Moss was a child when she first visited Iceland in the 1980s, and she returned during her student days in the mid-'90s. "I cannot remember the beginning of my longing for northerly islands," she says.
So in 2009, when she and her husband decided the family needed a change of scenery, they left their Kent, England, home for a house in Reykjavik. That summer, she started work at Iceland's National University, teaching students who, like many of their countrymen, speak both English and Icelandic.
Her account of the months that followed finds Moss adapting to the unusual day-night rhythms produced by the country's spot on the map ("It's nearly 9 a.m.," she writes in November, "and sunrise is still a couple of hours away"); learning not to fret when a restless volcano announces itself ("The balcony is carpeted with brown dust. … Even the mixing bowls in the cupboards are gritty to touch"); and hearing memorable tales from eccentric locals (an innkeeper tells Moss that the elves who populate her property once sabotaged a customer's car to prevent him from sneaking off without settling his bill).
Meanwhile, the country's deep financial slump — the kreppa, in Icelandic — is less apparent, Moss explains. Public transportation isn't popular, and there's not much of a market for used goods. She says that Iceland "still feels like a place of excess to me, like a country where everyone has more stuff than they know what to do with." But then, in an appealing bit of self-mockery, she allows that hers are "rich words from one who has left her own country to escape Great-grandma's embroidered linen tablecloths."
Her wit, like her sensitivity to social matters, is complemented by her astoundingly alert writing about the natural world.
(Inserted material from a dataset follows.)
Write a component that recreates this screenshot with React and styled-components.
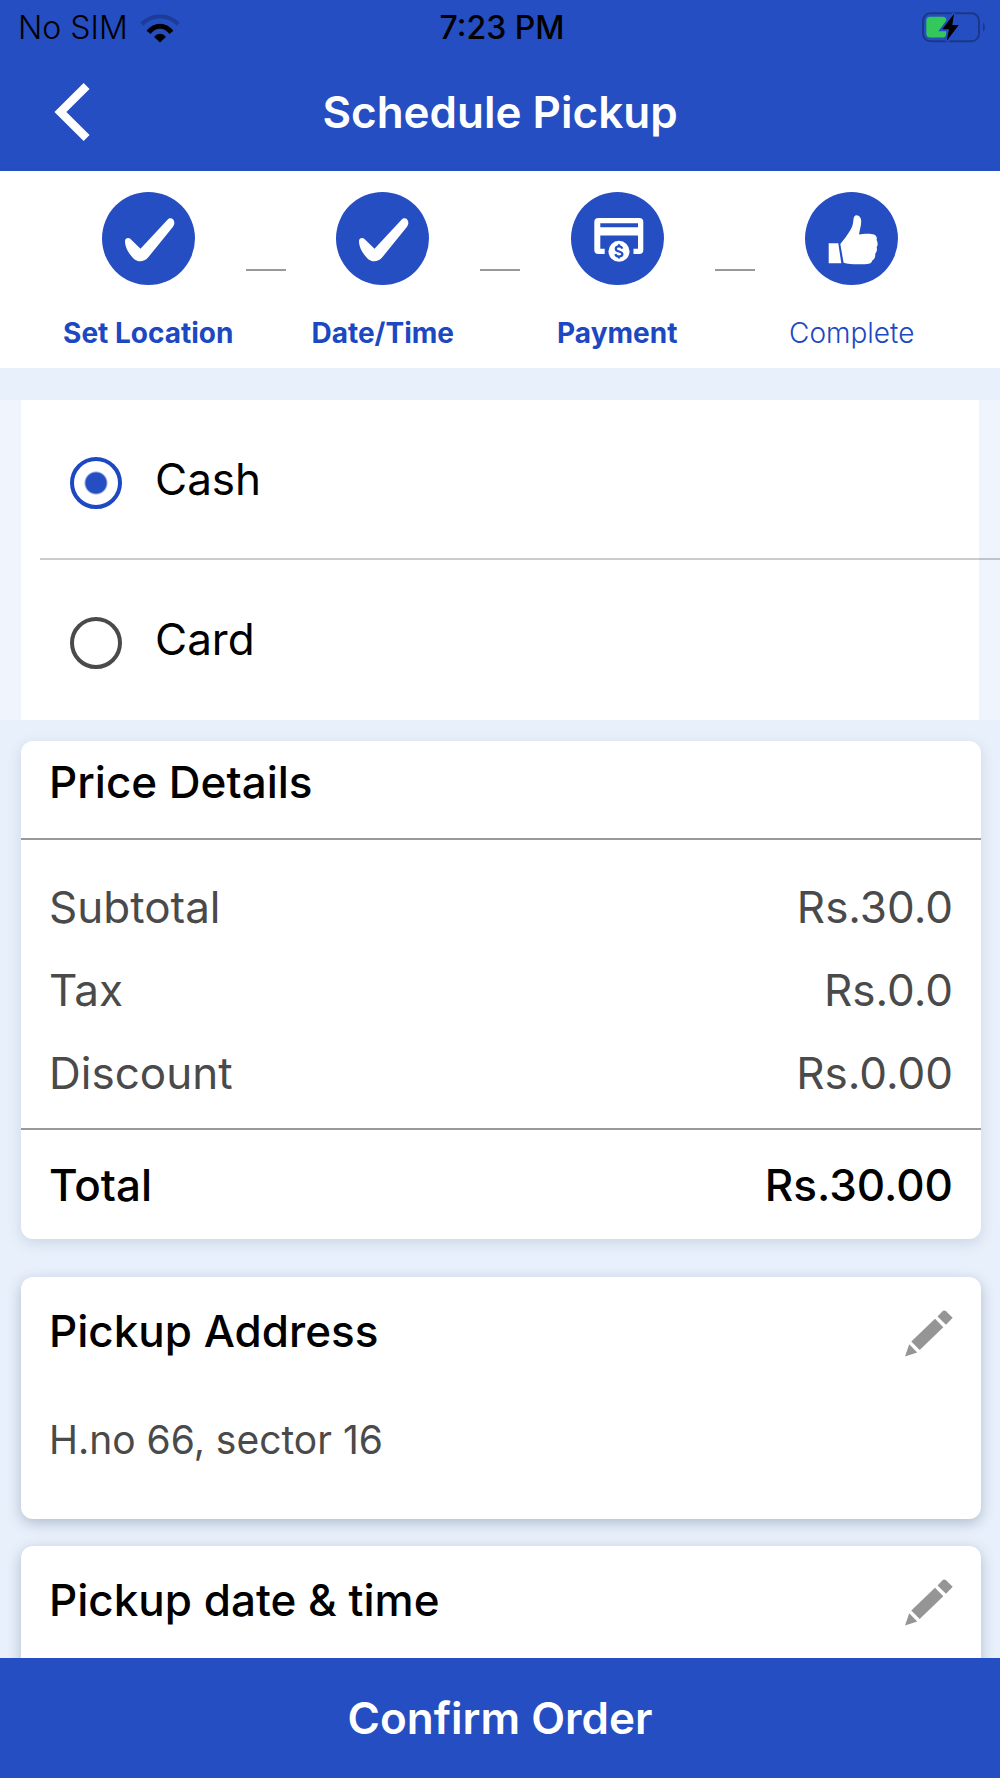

Visiting a town outside the capital, she finds that "there are trees in the crevices, massed pines, and plumes of steam rising from among them and from the black scree paused on the hillside above, and from the bare red ground above, waving in watercolour lines and pastel scribbles into the sky."
As her year drew to a close, Moss might've felt that she didn't complete everything on her to-do list. But judging by "Names for the Sea," she clearly didn't miss much.
Kevin Canfield is a writer and critic in New York.